Exercise details - Copy out every line that contains "this".

--- START ---

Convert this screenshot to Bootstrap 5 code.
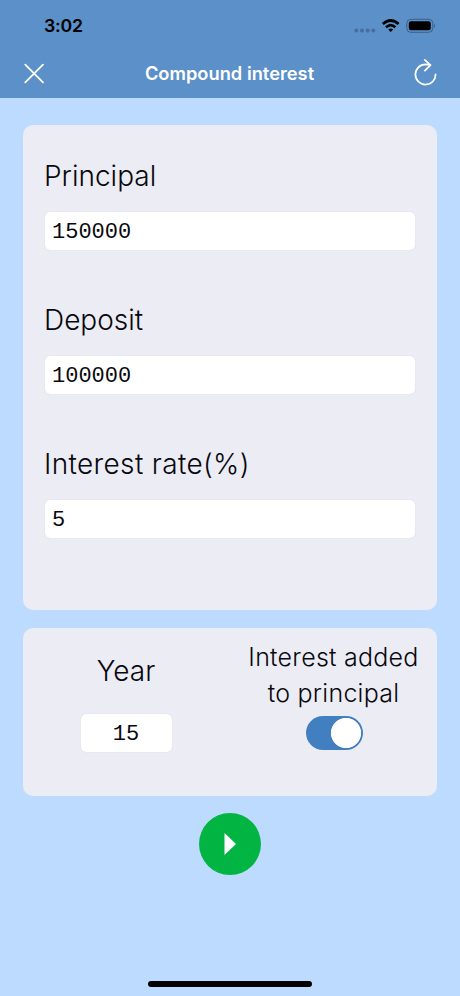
<!DOCTYPE html>
<html lang="en">
<head>
<meta charset="utf-8">
<meta name="viewport" content="width=device-width, initial-scale=1">
<title>Compound interest</title>
<link rel="stylesheet" href="https://cdn.jsdelivr.net/npm/bootstrap@5.3.0/dist/css/bootstrap.min.css">
<style>
body{background:#bddbfe;font-family:Inter,"Liberation Sans",sans-serif;color:#08080d;height:996px;overflow:hidden}
.app-head{background:#5b90c8;height:98px}
.status{height:50px;padding:2px 24px 0 44px}
.clock{font-size:17.7px;font-weight:600;color:#000;line-height:1;letter-spacing:-.2px}
.title-row{height:48px;padding:0 22px 0 23px}
.title-row h1{font-size:18.3px;font-weight:600;letter-spacing:0;line-height:1;padding-bottom:1px}
.icon-btn{line-height:0}
.panel{background:#ececf5;border-radius:10px}
.panel-main{margin:27px 23px 0 23px;height:485px;padding:33px 22px 0}
.panel-opts{margin:18px 23px 0 23px;height:168px}
.field{height:144px}
.field-label{font-size:28px;font-weight:350;line-height:36px;letter-spacing:0;margin:0 0 18px -1px;white-space:nowrap}
.label-wide{letter-spacing:.35px}
.entry{font-family:"Liberation Mono",monospace;font-size:22px;line-height:1;height:38px;padding:3px 8px 0 7px;border:0;border-radius:5px;color:#08080d;background:#fff;box-shadow:0 0 1px #c9c9d5}
.year-col{width:207px;padding-top:25px}
.year-col .field-label{margin-bottom:25px}
.year-entry{width:91px}
.switch-col{width:207px;padding-top:11px}
.switch-label{font-size:25px;font-weight:350;line-height:36px;letter-spacing:.25px;white-space:nowrap}
.toggle.form-check-input{width:57px;height:34px;margin:5px 0 0 2px;border:0;border-radius:17px;background:#427fc0 radial-gradient(circle at 40px 17px,#fff 14.7px,transparent 15.5px)}
.go{width:62px;height:62px;background:#02b441;margin-top:17px}
.home-bar{width:164px;height:6px;margin-bottom:9px;background:#000}
</style>
<script src="https://cdn.jsdelivr.net/npm/bootstrap@5.3.0/dist/js/bootstrap.bundle.min.js"></script>
</head>
<body class="d-flex flex-column">
<header class="app-head">
  <div class="status d-flex align-items-center justify-content-between">
    <span class="clock">3:02</span>
    <svg width="84" height="20" viewBox="352 15.5 84 20">
      <g fill="#456f9f"><circle cx="356.3" cy="30" r="2"/><circle cx="362" cy="30" r="2"/><circle cx="367.7" cy="30" r="2"/><circle cx="373.3" cy="30" r="2"/></g>
      <g fill="none" stroke="#000" stroke-width="2.7"><path d="M382.8 23.5Q390.7 16.5 398.6 23.5"/><path d="M386 26.8Q390.7 22.5 395.4 26.8"/></g>
      <path d="M388.2 29Q390.7 26.9 393.2 29L390.7 31.5Z" fill="#000"/>
      <rect x="406.8" y="18.8" width="26" height="13" rx="4" fill="none" stroke="#3d5f87"/>
      <rect x="408.8" y="20.8" width="22" height="9" rx="2.2" fill="#000"/>
      <path d="M434 23.2Q436 25.3 434 27.4Z" fill="#3d5f87"/>
    </svg>
  </div>
  <div class="title-row d-flex align-items-center justify-content-between text-white">
    <button type="button" class="icon-btn btn p-0 border-0 text-white" aria-label="Close">
      <svg width="22" height="22" viewBox="0 0 22 22" fill="none" stroke="currentColor" stroke-width="1.8" stroke-linecap="round"><path d="M2.3 1.6L20 19.3M20 1.6L2.3 19.3"/></svg>
    </button>
    <h1 class="mb-0">Compound interest</h1>
    <button type="button" class="icon-btn btn p-0 border-0 text-white" aria-label="Reset">
      <svg width="24" height="30" viewBox="0 0 24 30" fill="none" stroke="currentColor" stroke-width="1.7" stroke-linecap="round" stroke-linejoin="round"><path d="M21.6 15.3A10.1 10.1 0 1 1 11.5 5.4L16.4 5.9M10.8 .9L16.5 6.1L10.9 11.7"/></svg>
    </button>
  </div>
</header>
<main class="flex-grow-1 d-flex flex-column">
  <section class="panel panel-main">
    <div class="field"><label class="field-label d-block" for="principal">Principal</label><input id="principal" class="entry form-control" value="150000"></div>
    <div class="field"><label class="field-label d-block" for="deposit">Deposit</label><input id="deposit" class="entry form-control" value="100000"></div>
    <div class="field"><label class="field-label label-wide d-block" for="rate">Interest rate(%)</label><input id="rate" class="entry form-control" value="5"></div>
  </section>
  <section class="panel panel-opts d-flex">
    <div class="year-col d-flex flex-column align-items-center">
      <label class="field-label" for="year">Year</label>
      <input id="year" class="entry year-entry form-control text-center" value="15">
    </div>
    <div class="switch-col d-flex flex-column align-items-center">
      <label class="switch-label text-center" for="compound">Interest added<br>to principal</label>
      <input id="compound" class="toggle form-check-input" type="checkbox" role="switch" checked>
    </div>
  </section>
  <button type="button" class="go btn rounded-circle border-0 p-0 align-self-center d-flex align-items-center justify-content-center" aria-label="Calculate">
    <svg width="12" height="22" viewBox="0 0 12 22"><path d="M.5 0L12 11L.5 22Z" fill="#fff"/></svg>
  </button>
</main>
<div class="home-bar rounded-pill align-self-center"></div>
</body>
</html>
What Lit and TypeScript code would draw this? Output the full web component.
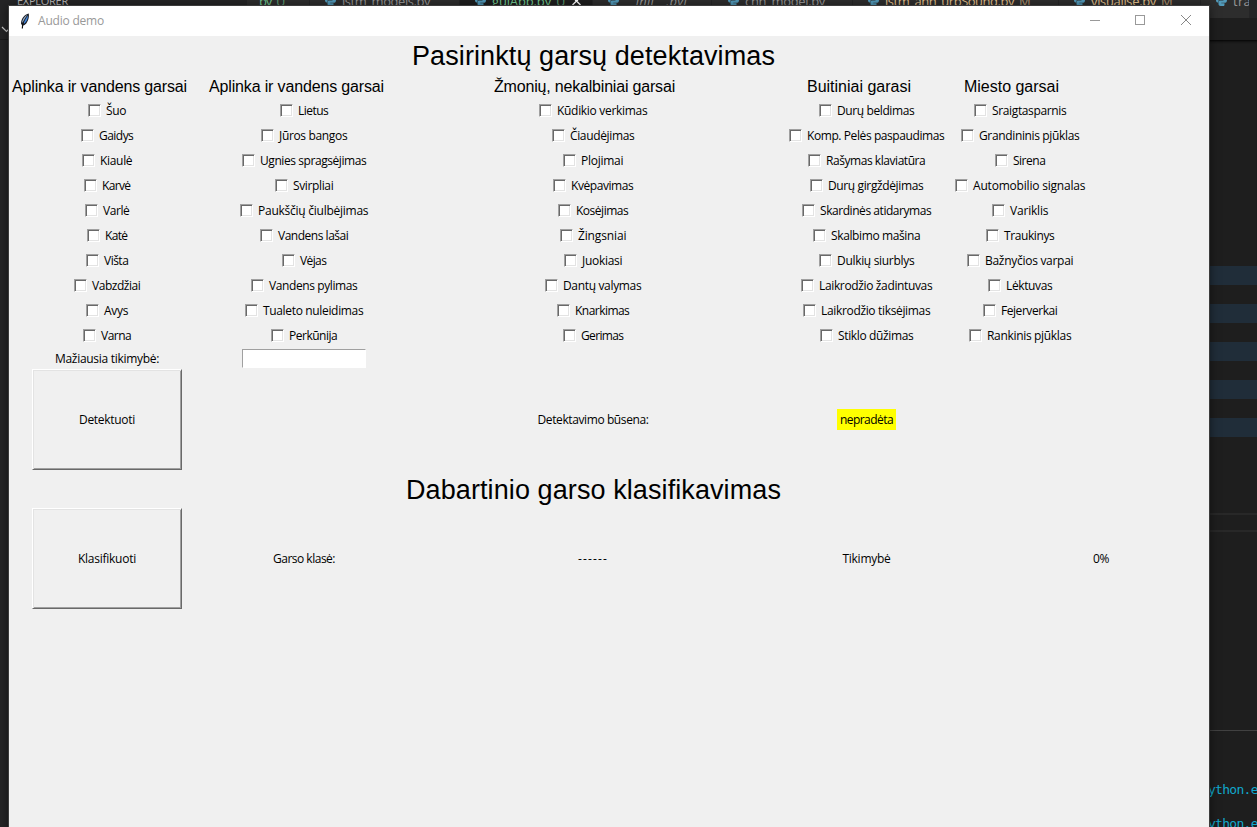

--- END ---

Answer -
Convert this screenshot to Bootstrap 5 code.
What Lit and TypeScript code would draw this? Output the full web component.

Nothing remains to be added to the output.